The term "ocean dynamical thermostat" has also been used in slightly different contexts:
- The interaction between a weakening Walker circulation and the Equatorial Undercurrent (Note: The Equatorial Undercurrent is a strong ocean current under the surface of the equatorial Pacific, which is powered by westward surface winds. These transport water westwards, in turn inducing an eastward pressure force that powers the Equatorial Undercurrent while the wind-driven pressure acts to retard it. The Equatorial Undercurrent reaches the surface in the eastern Pacific and is the main source of upwelled water there.). Specifically, weaker easterly winds in the Pacific reduce the braking of the Undercurrent, thus accelerating it. This process dominates over the decrease in the eastward counterflow of the Undercurrent. Thus, a weaker Walker circulation can increase the flow of the Undercurrent and thus upwelling in the eastern Pacific, cooling it. Coupled general circulation models often do not depict this response of the Undercurrent and SST gradients correctly; the former may be the cause of the widespread underestimate of the SST gradients in these models.
- Stronger winds drive evaporative cooling of tropical SST.

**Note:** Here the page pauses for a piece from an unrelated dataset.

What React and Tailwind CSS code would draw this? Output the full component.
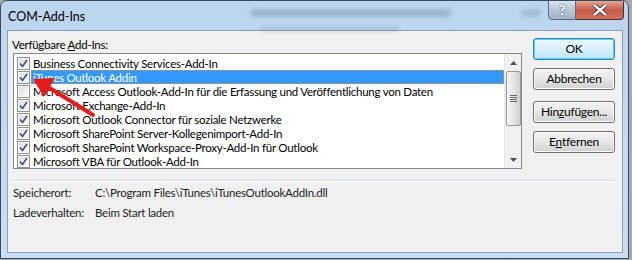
import React from "react";

const addIns = [
  { name: "Business Connectivity Services-Add-In", checked: true },
  { name: "iTunes Outlook Addin", checked: true, selected: true },
  { name: "Microsoft Access Outlook-Add-In für die Erfassung und Veröffentlichung von Daten", checked: false },
  { name: "Microsoft Exchange-Add-In", checked: true },
  { name: "Microsoft Outlook Connector für soziale Netzwerke", checked: true },
  { name: "Microsoft SharePoint Server-Kollegenimport-Add-In", checked: true },
  { name: "Microsoft SharePoint Workspace-Proxy-Add-In für Outlook", checked: true },
  { name: "Microsoft VBA für Outlook-Add-In", checked: true },
];

function Checkbox({ checked }) {
  return (
    <div className="w-[13px] h-[13px] shrink-0 border border-[#8e8f8f] bg-white p-[1px]">
      <div className="w-full h-full bg-gradient-to-br from-[#dcdcdc] to-[#fbfbfb] flex items-center justify-center">
        {checked && (
          <svg width="9" height="9" viewBox="0 0 9 9">
            <path d="M1 4.5 L3.5 7.5 L8 1" fill="none" stroke="#3c4f8a" strokeWidth="1.6" />
          </svg>
        )}
      </div>
    </div>
  );
}

function Row({ item }) {
  return (
    <div className="h-[14px] flex items-center pl-[3px]">
      <Checkbox checked={item.checked} />
      <div
        className={
          item.selected
            ? "ml-[1px] flex-1 h-[14px] flex items-center pl-[1px] bg-[#3399ff] text-white border border-dotted border-[#e08a3c]"
            : "ml-[1px] flex-1 h-[14px] flex items-center pl-[2px] text-black"
        }
      >
        <span className="whitespace-nowrap leading-[13px]">{item.name}</span>
      </div>
    </div>
  );
}

function Scrollbar() {
  return (
    <div className="w-[17px] h-full bg-[#f0f0f0] border-l border-[#e6e6e6] flex flex-col items-center">
      <div className="h-[17px] w-full flex items-center justify-center">
        <svg width="7" height="4" viewBox="0 0 7 4"><path d="M0 4 L3.5 0 L7 4Z" fill="#505050" /></svg>
      </div>
      <div className="w-[15px] h-[55px] rounded-[2px] border border-[#9a9a9a] bg-gradient-to-r from-[#f4f4f4] via-[#e6e6e6] to-[#cfcfcf] flex flex-col items-center justify-center gap-[1px]">
        <div className="w-[7px] h-[1px] bg-[#6a6a6a]" />
        <div className="w-[7px] h-[1px] bg-[#6a6a6a]" />
        <div className="w-[7px] h-[1px] bg-[#6a6a6a]" />
        <div className="w-[7px] h-[1px] bg-[#6a6a6a]" />
      </div>
      <div className="flex-1" />
      <div className="h-[17px] w-full flex items-center justify-center">
        <svg width="7" height="4" viewBox="0 0 7 4"><path d="M0 0 L3.5 4 L7 0Z" fill="#505050" /></svg>
      </div>
    </div>
  );
}

function Button({ children, primary }) {
  return (
    <button
      className={
        primary
          ? "w-[82px] h-[22px] rounded-[3px] border border-[#3c7fb1] p-[1px] shadow-[inset_0_0_0_1px_#48d4f8]"
          : "w-[82px] h-[22px] rounded-[3px] border border-[#707070] p-[1px] shadow-[inset_0_0_0_1px_#fbfbfb]"
      }
    >
      <div
        className={
          primary
            ? "w-full h-full rounded-[2px] bg-gradient-to-b from-[#eaf6fd] via-[#d9f0fc] to-[#bee6fd] flex items-center justify-center text-black text-[12px]"
            : "w-full h-full rounded-[2px] bg-gradient-to-b from-[#f2f2f2] via-[#e6e6e6] to-[#d2d2d2] flex items-center justify-center text-black text-[12px]"
        }
      >
        {children}
      </div>
    </button>
  );
}

export default function App() {
  return (
    <div
      className="relative w-[632px] h-[260px] overflow-hidden bg-[#a8a8a8] text-[11.5px] tracking-[-0.25px]"
      style={{ fontFamily: 'Lato, "Noto Sans", sans-serif' }}
    >
      {/* Window */}
      <div className="w-[629px] h-[259px] rounded-t-[7px] border border-[#3a4b5e] bg-gradient-to-b from-[#bcd5ee] to-[#c9def3] flex flex-col overflow-hidden">
        {/* Title bar */}
        <div className="relative h-[29px] flex items-start justify-between shrink-0">
          <div className="absolute left-[250px] top-[8px] w-[200px] h-[8px] rounded bg-[#6f8197] opacity-40 blur-[2px]" />
          <div className="absolute left-[258px] top-[26px] w-[140px] h-[4px] rounded bg-[#6f8197] opacity-30 blur-[2px]" />
          <div className="absolute left-[520px] top-[8px] w-[20px] h-[8px] rounded bg-[#6f8197] opacity-30 blur-[2px]" />
          <div className="relative pl-[7px] pt-[8px] text-[12.5px] leading-[16px] text-black tracking-normal">COM-Add-Ins</div>
          <div className="relative flex mr-[4px] -mt-[1px]">
            <div className="w-[28px] h-[20px] rounded-bl-[4px] border border-[#5b6c80] bg-gradient-to-b from-[#d9e4ee] via-[#b5c5d4] to-[#a2b4c6] flex items-center justify-center text-white font-bold text-[14px] leading-none [text-shadow:0_0_2px_#27364a]">
              ?
            </div>
            <div className="w-[48px] h-[20px] rounded-br-[4px] border border-l-0 border-[#5a2a2a] bg-gradient-to-b from-[#e3a696] via-[#c75a48] to-[#d2705c] flex items-center justify-center">
              <svg width="16" height="12" viewBox="0 0 16 12">
                <path d="M2 1 L14 11 M14 1 L2 11" stroke="#3a2020" strokeWidth="4" />
                <path d="M2 1 L14 11 M14 1 L2 11" stroke="#ffffff" strokeWidth="2.4" />
              </svg>
            </div>
          </div>
        </div>

        {/* Client */}
        <div className="mx-[6px] mr-[5px] h-[223px] border border-[#8aa1ba] bg-[#f0f0f0] flex flex-col">
          <div className="flex pt-[6px]">
            <div className="pl-[5px] w-[514px]">
              <div className="-ml-[1px] h-[15px] leading-[15px] text-black">
                Verfügbare <span className="underline">A</span>dd-Ins:
              </div>
              <div className="mt-[1px] w-[509px] h-[116px] border border-[#828790] bg-white flex">
                <div className="flex-1 pt-[2px] overflow-hidden">
                  {addIns.map((a) => (
                    <Row key={a.name} item={a} />
                  ))}
                </div>
                <Scrollbar />
              </div>
            </div>
            <div className="ml-[11px] pt-[1px] flex flex-col">
              <Button primary>OK</Button>
              <div className="mt-[8px]"><Button>Abbrechen</Button></div>
              <div className="mt-[11px]">
                <Button>
                  Hin<span className="underline">z</span>ufügen...
                </Button>
              </div>
              <div className="mt-[8px]">
                <Button>
                  E<span className="underline">n</span>tfernen
                </Button>
              </div>
            </div>
          </div>

          <div className="ml-[5px] mr-[5px] mt-[11px] h-[2px] border-t border-[#d5dfe5] border-b border-b-white" />

          <div className="pl-[5px] mt-[3px] flex h-[15px] leading-[15px] text-[#1e1e1e]">
            <div className="w-[82px]">Speicherort:</div>
            <div>C:\Program Files\iTunes\iTunesOutlookAddIn.dll</div>
          </div>
          <div className="pl-[5px] mt-[5px] flex h-[15px] leading-[15px] text-[#1e1e1e]">
            <div className="w-[82px]">Ladeverhalten:</div>
            <div>Beim Start laden</div>
          </div>
        </div>
      </div>

      {/* Red annotation arrow */}
      <svg className="absolute left-0 top-0 pointer-events-none" width="632" height="260">
        <line x1="93" y1="115" x2="48" y2="87" stroke="#e41c1c" strokeWidth="4" strokeLinecap="round" />
        <path d="M33 79 L55 78 L44 97 Z" fill="#e41c1c" />
      </svg>
    </div>
  );
}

- According to Heede, Fedorov and Burls 2020, in response to abrupt increases in greenhouse gas concentrations weak mean climatological winds allow the Indian Ocean to heat up more than the Pacific Ocean. This tends to induce stronger easterly winds over the Pacific which further dampen the warming in the Pacific Ocean. Unlike the ocean dynamical thermostat however this cooling effect is concentrated in the central-eastern Pacific, while westerly winds induced by warming over South America cause the eastern Pacific to warm.